EXTRACTED MATERIAL —
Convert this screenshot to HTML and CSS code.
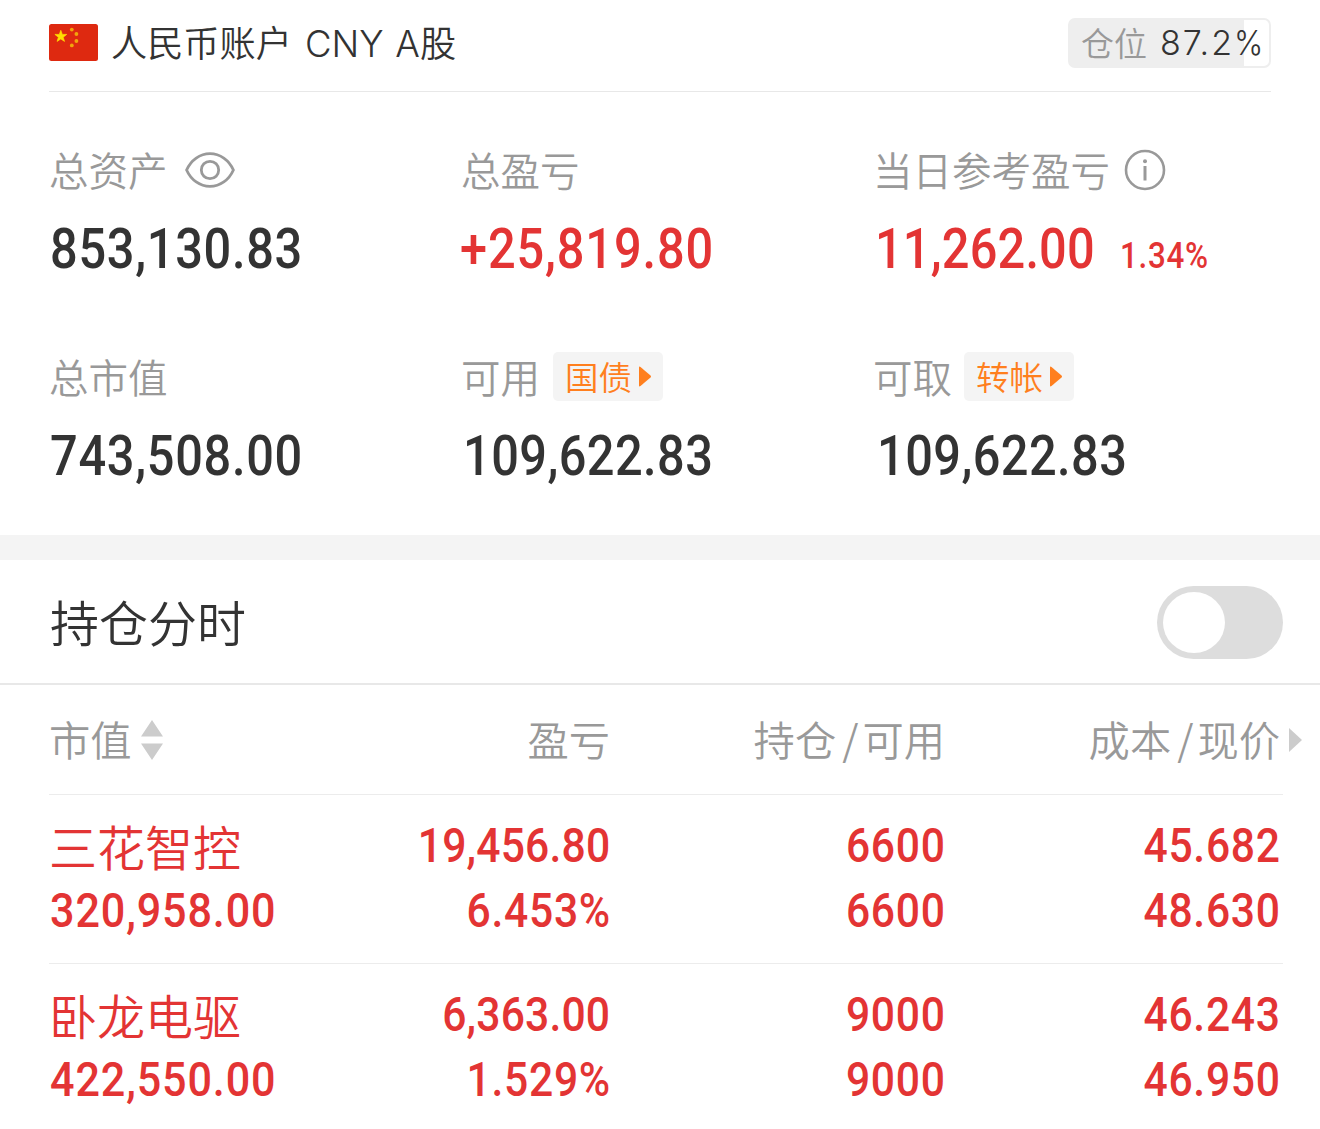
FILE: index.html
```html
<!DOCTYPE html>
<html lang="zh-CN">
<head>
<meta charset="utf-8">
<title>人民币账户</title>
<link rel="stylesheet" href="styles.css">
</head>
<body>
<section class="account">
  <header class="account-head">
    <svg class="flag" viewBox="0 0 49 37" width="49" height="37">
      <rect width="49" height="37" rx="2.5" fill="#de2910"/>
      <path fill="#ffde00" stroke="#ffde00" stroke-width=".7" d="M11.8 6.300l1.500 4.100h4.400l-3.500 2.800 1.300 4.200-3.700-2.500-3.700 2.500 1.300-4.200-3.500-2.800h4.400z"/>
      <g fill="#f2a50c"><circle cx="22.8" cy="5.6" r="1.9"/><circle cx="27.4" cy="10" r="1.9"/><circle cx="27.4" cy="17" r="1.9"/><circle cx="22.8" cy="21.4" r="1.9"/></g>
    </svg>
    <h1 class="account-name">人民币账户<span class="latin">CNY A</span>股</h1>
    <div class="position"><span class="position-label">仓位</span><span class="position-value">87.2<span class="percent">%</span></span></div>
  </header>
  <div class="summary">
    <div class="cell">
      <div class="label"><span class="text">总资产</span>
        <svg class="eye" viewBox="0 0 50 36" width="50" height="36" fill="none" stroke="#999" stroke-width="2.800"><path d="M1.600 18C6 8 15 1.600 25 1.600S44 8 48.400 18C44 28 35 34.400 25 34.400S6 28 1.600 18z"/><circle cx="25" cy="18" r="8.700"/></svg>
      </div>
      <div class="value"><span class="num">853,130.83</span></div>
    </div>
    <div class="cell">
      <div class="label"><span class="text">总盈亏</span></div>
      <div class="value up"><span class="num plus">+25,819.80</span></div>
    </div>
    <div class="cell">
      <div class="label"><span class="text">当日参考盈亏</span>
        <svg class="info" viewBox="0 0 42 42" width="42" height="42" fill="none" stroke="#999" stroke-width="2.600"><circle cx="21" cy="21" r="19"/><path d="M21 17v14.500" stroke-width="3"/><circle cx="21" cy="12.300" r="2" fill="#999" stroke="none"/></svg>
      </div>
      <div class="value up"><span class="num tight today">11,262.00</span><span class="num rate">1.34%</span></div>
    </div>
    <div class="cell">
      <div class="label"><span class="text">总市值</span></div>
      <div class="value"><span class="num">743,508.00</span></div>
    </div>
    <div class="cell">
      <div class="label"><span class="text">可用</span><span class="chip"><span class="text">国债</span><svg viewBox="0 0 12 21" width="12" height="21"><path fill="#ff7f1e" d="M0 1.500Q0 0 1.500 1L11.500 9.500Q12.500 10.500 11.500 11.500L1.500 20Q0 21 0 19.500z"/></svg></span></div>
      <div class="value"><span class="num available">109,622.83</span></div>
    </div>
    <div class="cell">
      <div class="label"><span class="text">可取</span><span class="chip transfer"><span class="text">转帐</span><svg viewBox="0 0 12 21" width="12" height="21"><path fill="#ff7f1e" d="M0 1.500Q0 0 1.500 1L11.500 9.500Q12.500 10.500 11.500 11.500L1.500 20Q0 21 0 19.500z"/></svg></span></div>
      <div class="value"><span class="num available shifted">109,622.83</span></div>
    </div>
  </div>
</section>
<section class="chart-switch">
  <h2 class="switch-title">持仓分时</h2>
  <div class="toggle"><span class="knob"></span></div>
</section>
<section class="holdings">
  <div class="row head">
    <div class="th">市值<svg class="sort" viewBox="0 0 22 40" width="22" height="40" fill="#ccc"><path d="M11 0l11 16.500H0zM0 23.500h22L11 40z"/></svg></div>
    <div class="th end">盈亏</div>
    <div class="th end">持仓<span class="slash">/</span>可用</div>
    <div class="th end">成本<span class="slash">/</span>现价<svg class="more" viewBox="0 0 13 24" width="13" height="24" fill="#ccc"><path d="M0 0l13 12L0 24z"/></svg></div>
  </div>
  <div class="row">
    <div class="td"><span class="stock">三花智控</span><span class="num">320,958.00</span></div>
    <div class="td end"><span class="num tight">19,456.80</span><span class="num">6.453%</span></div>
    <div class="td end"><span class="num">6600</span><span class="num">6600</span></div>
    <div class="td end"><span class="num">45.682</span><span class="num">48.630</span></div>
  </div>
  <div class="row">
    <div class="td"><span class="stock">卧龙电驱</span><span class="num">422,550.00</span></div>
    <div class="td end"><span class="num tight">6,363.00</span><span class="num">1.529%</span></div>
    <div class="td end"><span class="num">9000</span><span class="num">9000</span></div>
    <div class="td end"><span class="num">46.243</span><span class="num">46.950</span></div>
  </div>
</section>
</body>
</html>
```

FILE: styles.css
```css
* { box-sizing: border-box; }

body {
  margin: 0;
  width: 1320px;
  height: 1129px;
  overflow: hidden;
  background: #fff;
  color: #333;
  font-family: "Noto Sans CJK SC", sans-serif;
  font-weight: 350;
}

svg { display: block; flex: none; }
h1, h2 { margin: 0; font-weight: 350; }

.account {
  height: 560px;
  padding: 0 49px;
  border-bottom: 25px solid #f4f4f4;
}

.account-head {
  display: flex;
  align-items: center;
  height: 92px;
  padding-bottom: 6px;
  border-bottom: 1px solid #e8e8e8;
}

.account-name {
  margin-left: 13px;
  font-size: 36.2px;
  line-height: 48px;
  white-space: pre;
}

.latin {
  margin-left: 13px;
  font-family: Inter, sans-serif;
  font-size: 36.5px;
  word-spacing: 1.5px;
}

.position {
  display: flex;
  align-items: center;
  width: 203px;
  height: 50px;
  margin-left: auto;
  padding-left: 11px;
  border: 2px solid #eee;
  border-radius: 7px;
  background: linear-gradient(to right, #eee 87.2%, #fff 87.2%);
  white-space: nowrap;
}

.position-label { padding-bottom: 2px; color: #999; font-size: 33px; line-height: 44px; }

.position-value {
  display: flex;
  margin-left: 13px;
  font-family: Inter, sans-serif;
  font-size: 34px;
  letter-spacing: 2px;
}

.percent {
  transform: scaleX(0.92);
  transform-origin: left center;
}

.summary {
  display: grid;
  grid-template-columns: 412px 412px 398px;
  row-gap: 71px;
  padding-top: 53px;
}

.label {
  display: flex;
  align-items: center;
  height: 49px;
  color: #999;
  font-size: 39.5px;
  line-height: 49px;
  white-space: nowrap;
}

.text { padding-bottom: 3px; }

.eye { margin-left: 17px; }
.info { margin-left: 14px; }

.chip {
  display: flex;
  align-items: center;
  gap: 7px;
  height: 49px;
  margin-left: 13px;
  padding: 0 12px;
  border-radius: 5px;
  background: #f4f4f4;
  color: #ff7f1e;
  font-size: 33.5px;
}

.transfer { margin-left: 12px; }

.value {
  display: flex;
  height: 64px;
  margin-top: 23px;
  font-size: 56px;
  line-height: 64px;
}

.num {
  display: block;
  margin-left: 1px;
  font-family: Roboto, sans-serif;
  font-weight: 500;
  letter-spacing: 0.8px;
  white-space: nowrap;
  transform: scaleX(0.87);
  transform-origin: left center;
}

.tight { letter-spacing: 0.2px; }

.up { color: #e33434; }
.plus { margin-left: -1px; letter-spacing: 1px; }
.today { margin-left: 2px; }
.available { margin-left: 2px; letter-spacing: 0.5px; }
.shifted { margin-left: 4px; }
.rate { margin-left: -8px; padding-top: 7px; font-size: 36px; }

.chart-switch {
  display: flex;
  align-items: center;
  justify-content: space-between;
  height: 125px;
  padding: 0 37px 0 50px;
  border-bottom: 2px solid #e8e8e8;
}

.switch-title { padding-bottom: 2px; font-size: 49px; line-height: 60px; }

.toggle {
  width: 126px;
  height: 73px;
  margin-top: 2px;
  padding: 6px;
  border-radius: 37px;
  background: #ddd;
}

.knob {
  display: block;
  width: 62px;
  height: 61px;
  border-radius: 50%;
  background: #fff;
}

.holdings { padding: 0 37px 0 49px; }

.row {
  display: grid;
  grid-template-columns: 281px 280px 335px 335px;
  height: 169px;
  padding-top: 18px;
  border-bottom: 1px solid #ececec;
}

.row:last-child { border-bottom: 0; }

.head {
  height: 110px;
  padding-top: 23px;
}

.th {
  position: relative;
  display: flex;
  align-items: center;
  height: 60px;
  color: #999;
  font-size: 41.3px;
  line-height: 60px;
}

.end { justify-content: flex-end; }
.sort { margin: 3px 0 0 9px; }
.slash { margin: 0 4px 0 6px; }

.more {
  position: absolute;
  left: 100%;
  margin: 3px 0 0 9px;
}

.td {
  display: flex;
  flex-direction: column;
  justify-content: flex-start;
  color: #e33434;
  font-size: 49px;
  line-height: 65px;
}

.td:first-child .num { transform: scaleX(0.88); letter-spacing: 1px; }
.td.end { align-items: flex-end; }
.td.end .num { margin-right: -1px; transform-origin: right center; }
.td.end .tight { margin-right: 0; }
.stock { font-size: 48px; height: 65px; }
```
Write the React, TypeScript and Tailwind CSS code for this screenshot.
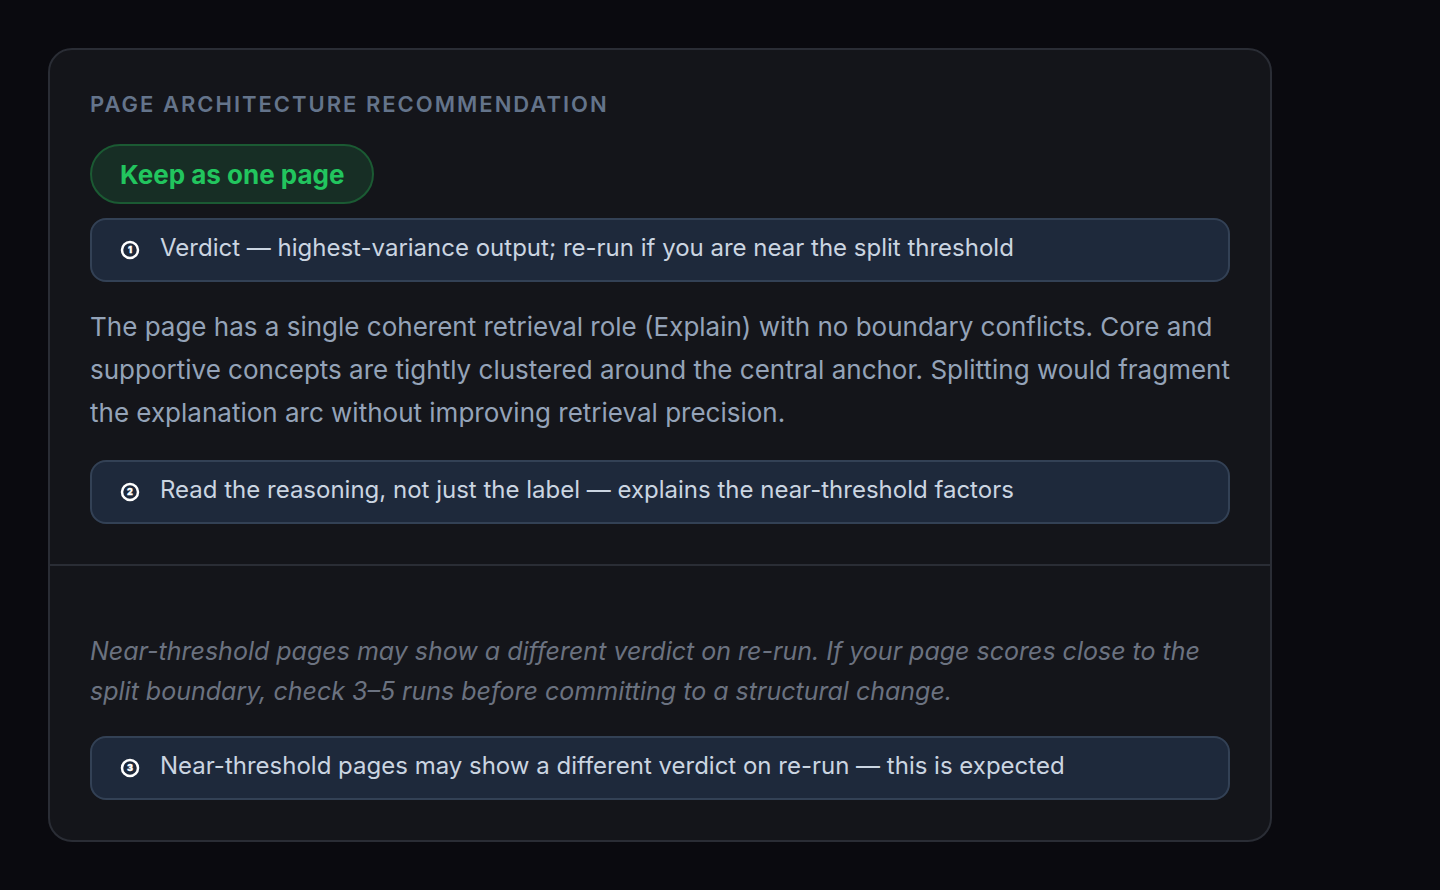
import type { ReactNode } from "react";

function Note({ n, children }: { n: number; children: ReactNode }) {
  return (
    <div className="flex h-16 items-center rounded-2xl border-2 border-[#334155] bg-[#1e293b] px-7 text-2xl text-[#cbd5e1]">
      <span className="flex w-10 shrink-0">
        <svg viewBox="0 0 20 20" className="size-5" role="img" aria-label={String(n)}>
          <circle cx="10" cy="10" r="8" fill="none" stroke="#fff" strokeWidth="2.5" />
          <text
            x="10"
            y="13.2"
            textAnchor="middle"
            fill="#fff"
            stroke="#fff"
            strokeWidth="0.3"
            fontSize="9"
            fontWeight="900"
            fontFamily="Inter, sans-serif"
          >
            {n}
          </text>
        </svg>
      </span>
      <p className="-mt-1">{children}</p>
    </div>
  );
}

export default function App() {
  return (
    <main className="min-h-screen bg-[#0a0a0f] py-12 pl-12 pr-42 font-['Inter',sans-serif]">
      <article className="rounded-3xl border-2 border-[#2a2d35] bg-[#14151a]">
        <section className="border-b-2 border-[#2a2d35] p-10">
          <h1 className="text-[22px] font-semibold uppercase leading-7 tracking-[2px] text-[#64748b]">
            Page Architecture Recommendation
          </h1>
          <div className="mt-[26px] flex">
            <span className="flex h-15 items-center rounded-full border-2 border-[#1b5a33] bg-[#172e25] px-7 text-[26px] font-bold text-[#22c55e]">
              Keep as one page
            </span>
          </div>
          <div className="mt-3.5">
            <Note n={1}>Verdict — highest-variance output; re-run if you are near the split threshold</Note>
          </div>
          <p className="mb-[26px] mt-[23px] text-[26px] leading-[43px] text-[#94a3b8]">
            The page has a single coherent retrieval role (Explain) with no boundary conflicts. Core and supportive
            concepts are tightly clustered around the central anchor. Splitting would fragment the explanation arc
            without improving retrieval precision.
          </p>
          <Note n={2}>Read the reasoning, not just the label — explains the near-threshold factors</Note>
        </section>
        <section className="px-10 pb-10 pt-[65px]">
          <p className="mb-[25px] text-[25px] italic leading-10 text-[#6b7280]">
            Near-threshold pages may show a different verdict on re-run. If your page scores close to the split
            boundary, check 3–5 runs before committing to a structural change.
          </p>
          <Note n={3}>Near-threshold pages may show a different verdict on re-run — this is expected</Note>
        </section>
      </article>
    </main>
  );
}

TASK DESCRIPTION —
Find every line with "screenshot" in the listing and state how many there are, nothing else.

ANSWER TO THIS TASK —
2